▶ _What to produce_: Return all lines in the material below that contain "React".

▶ _Task material_:
______
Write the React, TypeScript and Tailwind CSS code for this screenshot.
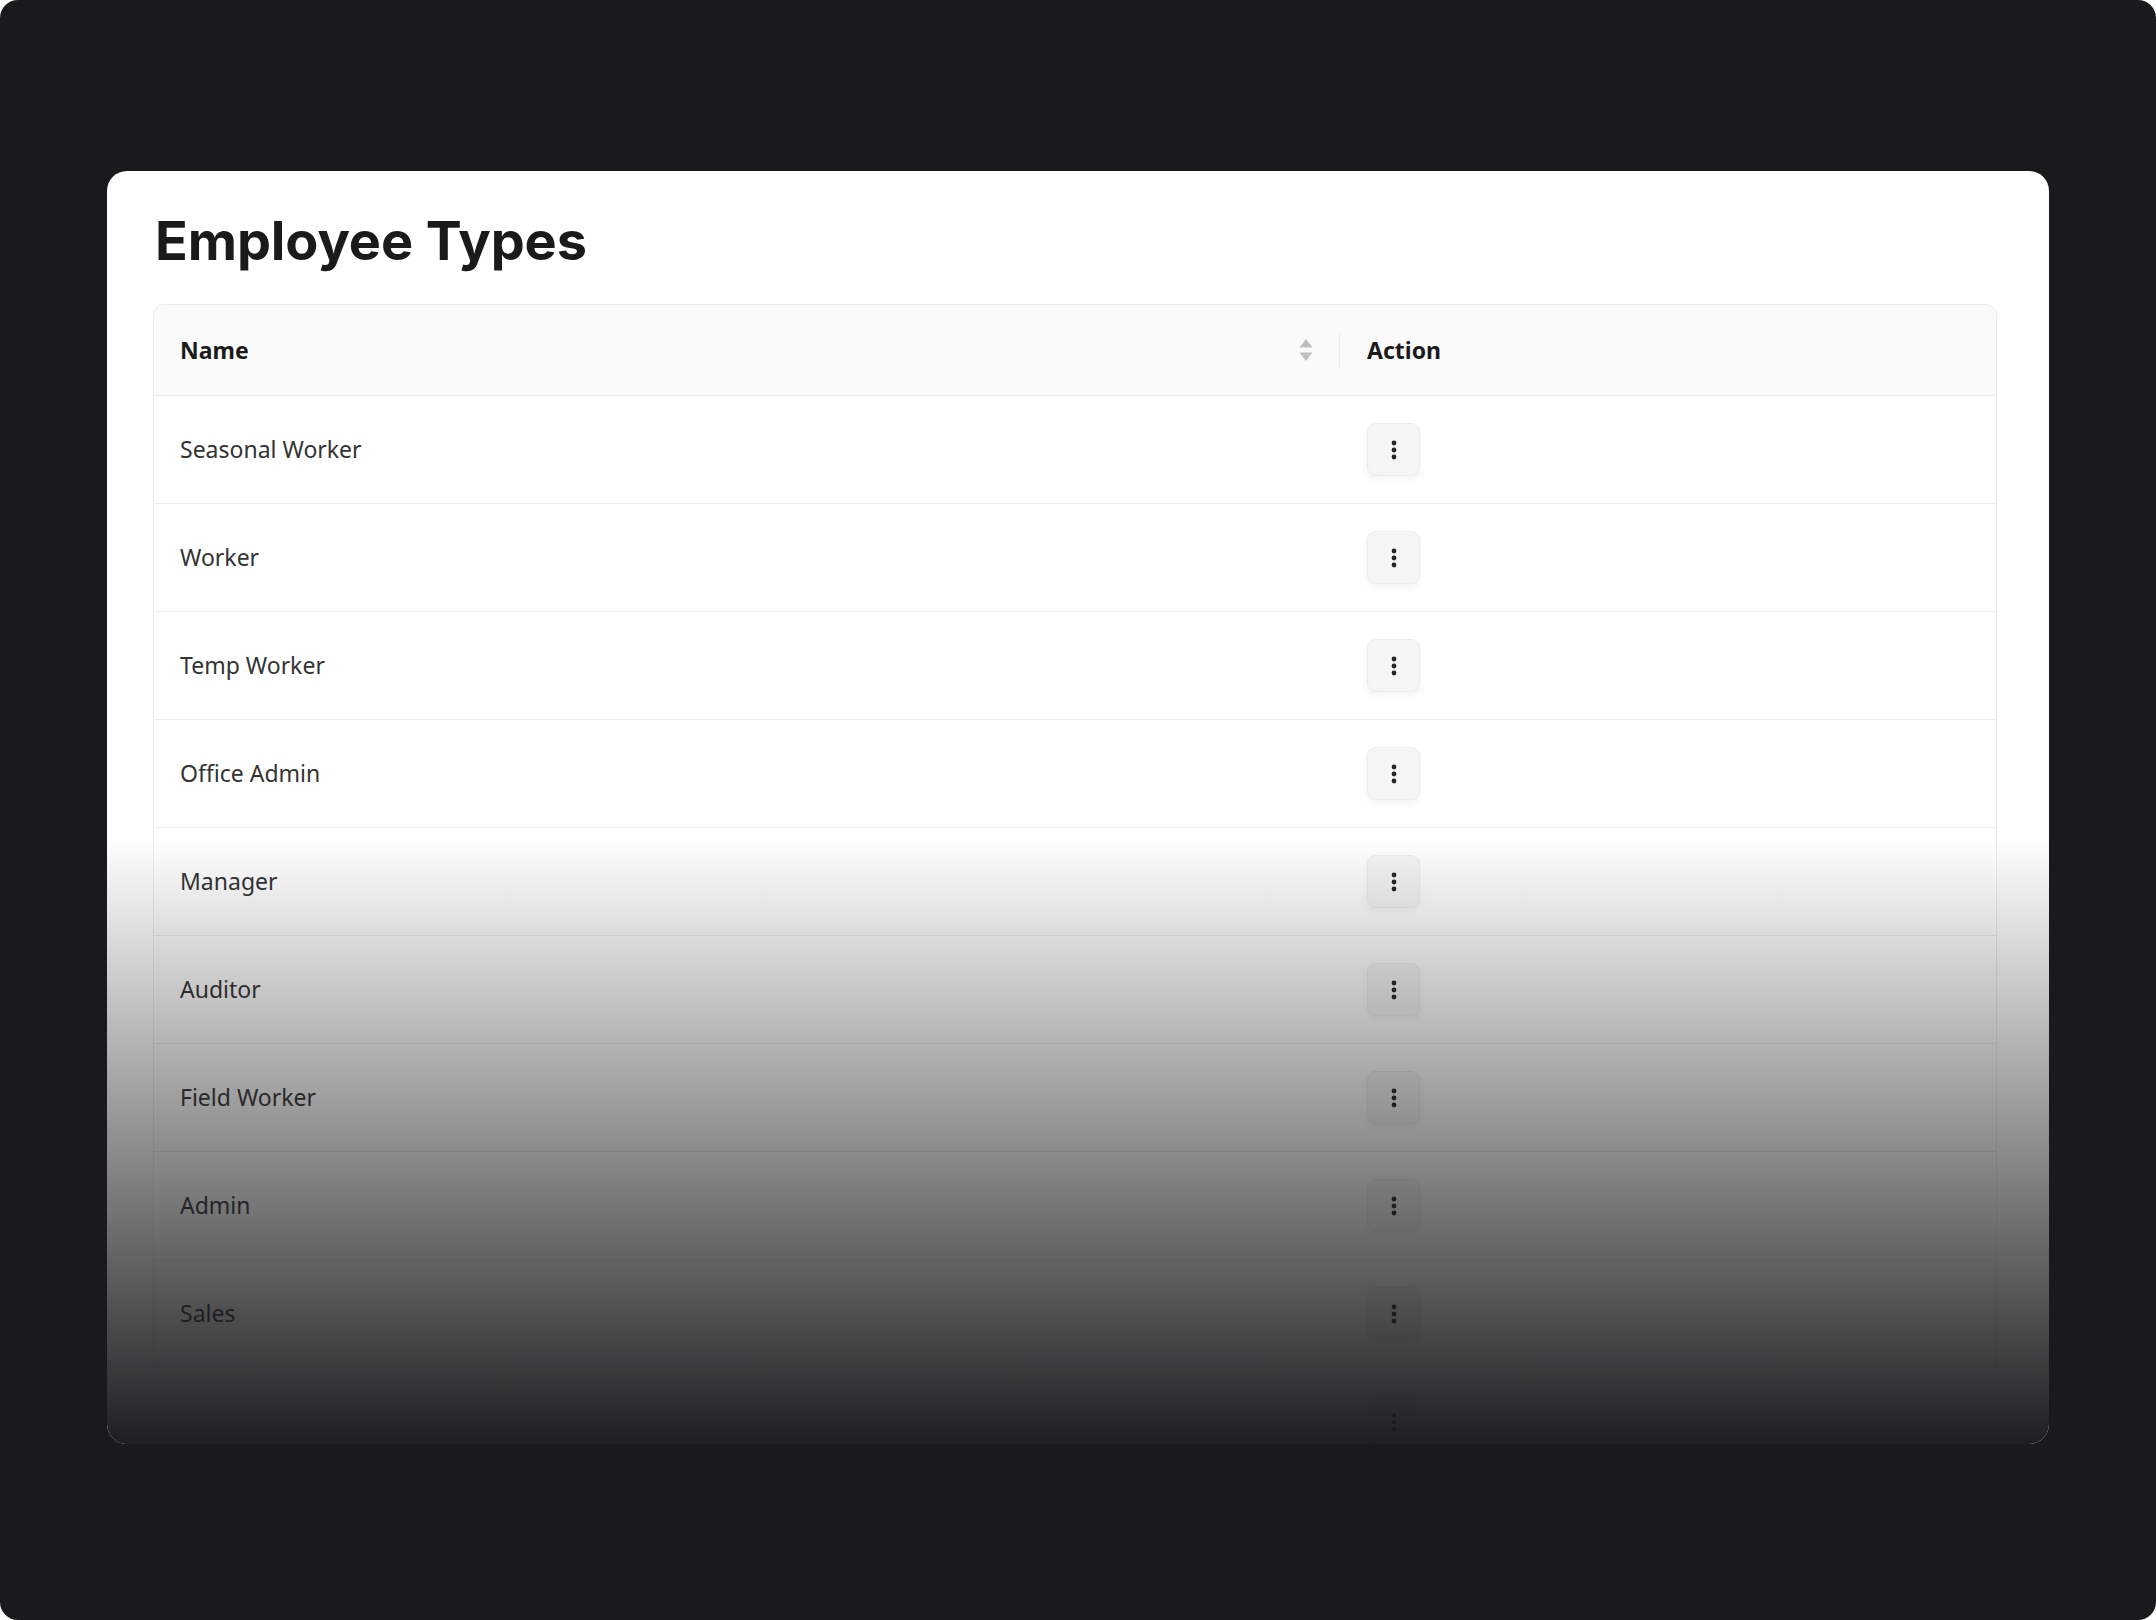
import React from "react";

const rows = [
  "Seasonal Worker",
  "Worker",
  "Temp Worker",
  "Office Admin",
  "Manager",
  "Auditor",
  "Field Worker",
  "Admin",
  "Sales",
  "",
];

function DotsButton() {
  return (
    <button className="flex h-[53px] w-[53px] items-center justify-center rounded-[9px] border border-[#ececec] bg-[#f5f5f5] shadow-[0_3px_6px_rgba(0,0,0,0.05)]">
      <svg width="6" height="22" viewBox="0 0 6 22" fill="#262626">
        <circle cx="3" cy="4" r="2.4" />
        <circle cx="3" cy="11" r="2.4" />
        <circle cx="3" cy="18" r="2.4" />
      </svg>
    </button>
  );
}

function SortIcon() {
  return (
    <svg width="16" height="28" viewBox="0 0 16 28" fill="#bfbfbf">
      <path d="M8 3 L14.5 11.5 L1.5 11.5 Z" />
      <path d="M8 25 L14.5 16.5 L1.5 16.5 Z" />
    </svg>
  );
}

export default function App() {
  return (
    <div className="min-h-screen w-[2156px] bg-white">
      <div className="h-[1620px] w-[2156px] overflow-hidden rounded-[18px] bg-[#1a1a1c] px-[107px] pt-[171px]">
        <div className="relative h-[1273px] overflow-hidden rounded-[20px] bg-white pl-[46px] pr-[52px] pt-[39px]">
          <h1 className="px-[2px] font-['Inter',sans-serif] text-[54px] font-bold leading-[62px] tracking-[-0.1px] text-[#1a1a1a]">
            Employee Types
          </h1>
          <div className="mt-[32px] rounded-[11px] border border-[#ececec] font-['Noto_Sans','Open_Sans',sans-serif]">
            <div className="grid h-[91px] grid-cols-[1186px_1fr] rounded-t-[11px] border-b border-[#ececec] bg-[#fafafa]">
              <div className="relative flex items-center pl-[26px] pr-[26px] text-[23px] font-bold text-[#1a1a1a]">
                <span className="flex-1">Name</span>
                <SortIcon />
                <div className="absolute right-0 top-1/2 h-[36px] w-px -translate-y-1/2 bg-[#ececec]" />
              </div>
              <div className="flex items-center pl-[27px] text-[23px] font-bold text-[#1a1a1a]">
                Action
              </div>
            </div>
            {rows.map((r, i) => (
              <div
                key={i}
                className={`grid h-[108px] grid-cols-[1186px_1fr] ${i < rows.length - 1 ? "border-b border-[#ededed]" : ""}`}
              >
                <div className="flex items-center pl-[26px] text-[23px] text-[#333333]">{r}</div>
                <div className="flex items-center pl-[27px]">
                  <DotsButton />
                </div>
              </div>
            ))}
          </div>
          <div className="pointer-events-none absolute bottom-0 left-0 right-0 top-[668px] bg-gradient-to-b from-[rgba(26,26,28,0)] to-[rgba(26,26,28,0.98)]" />
        </div>
      </div>
    </div>
  );
}
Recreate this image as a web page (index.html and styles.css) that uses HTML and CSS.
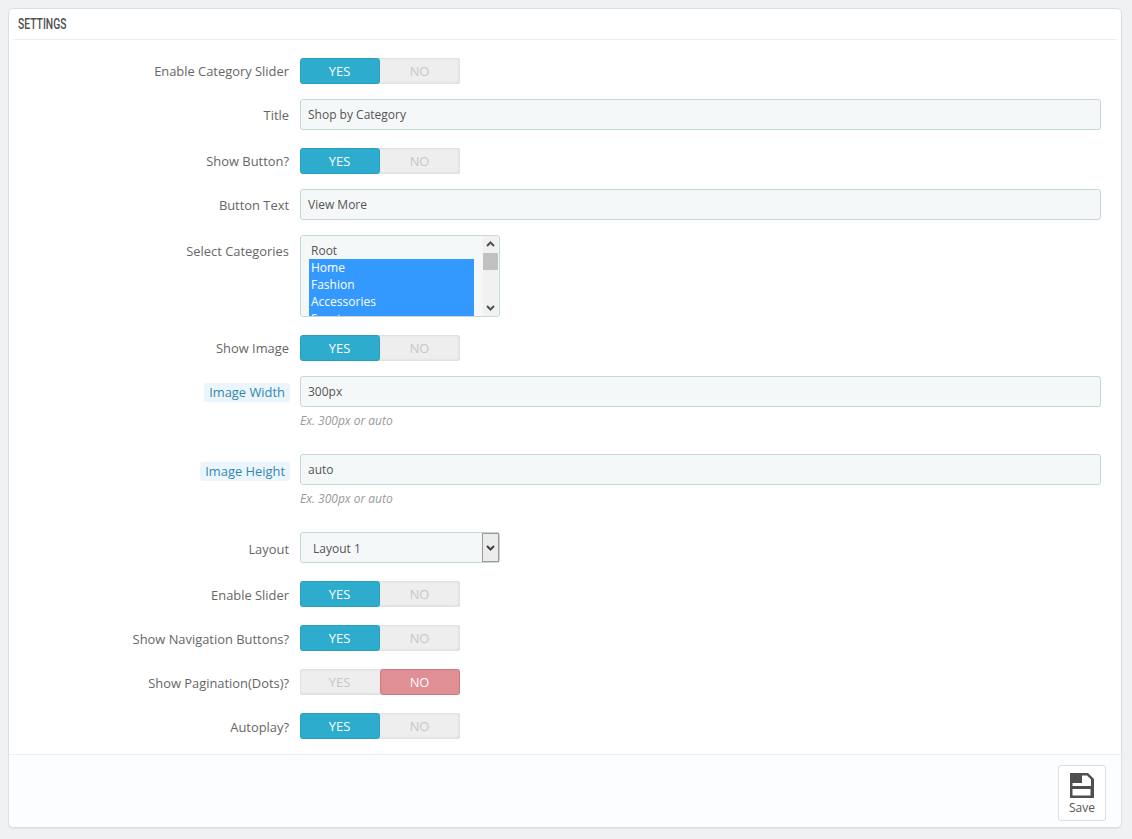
______
▶ _Result of the task_:
Write the React, TypeScript and Tailwind CSS code for this screenshot.
import React from "react";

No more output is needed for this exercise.